Cost Per AI Video by Model in 2026: A 30x Spread Explained
There is no single answer to "what does an AI video cost in 2026", because the per-second prices across the seven models that actually matter range from about 2p to about 60p. That's a 30x spread on the same input. The interesting question isn't the headline price; it's which model's price-per-second is justified for which use case, and where the hidden costs blow up the maths.
Most DTC marketing teams use the wrong model for the wrong job. They run Cinematic-grade Veo 3.1 generations on hook tests where the audience won't notice the difference, then cheap-out on the hero placement where the cinematography matters. The cost-per-finished-ad is two to four times what it should be.
This is the actual cost picture, model by model, with the bits the model providers don't put on their pricing pages.
Why per-second pricing varies 30x across the same category
Three things drive the spread.
First, the underlying compute. Veo 3.1 and Sora 2 Pro are running on the most expensive infrastructure. Hailuo and Kling 3.0 are running on Chinese cloud at a fraction of the unit cost.
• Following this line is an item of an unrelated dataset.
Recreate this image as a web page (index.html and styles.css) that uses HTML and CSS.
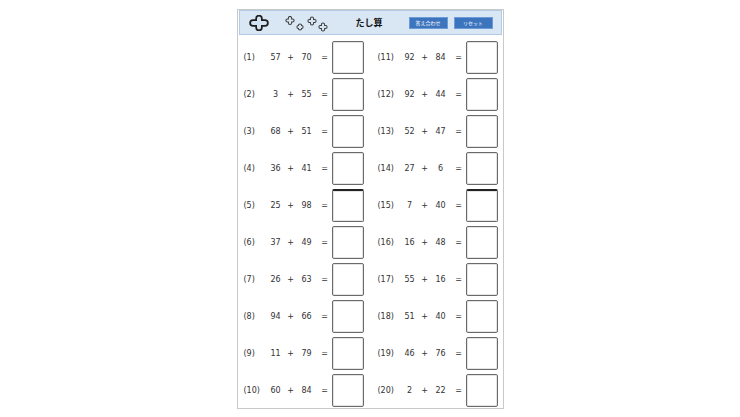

Seedance sits in the middle. The unit-economics floor is real and isn't going to converge soon.
Second, the audio. Models that generate synchronised audio (Veo 3.1, Sora 2 Pro) pay a heavy compute premium. Models that output silent video and hand off audio to a separate stage cost noticeably less. For DTC ads where you're laying voice-over and music in post anyway, the synchronised audio is a feature you're paying for and not using.
Third, the resolution and duration ceiling. Native 1080p generation at 10 seconds is meaningfully more expensive than 720p at 5 seconds. The model you've heard of probably runs at the upper bound by default; the model you haven't heard of probably runs at the lower bound. The "headline" number you see is rarely the same configuration.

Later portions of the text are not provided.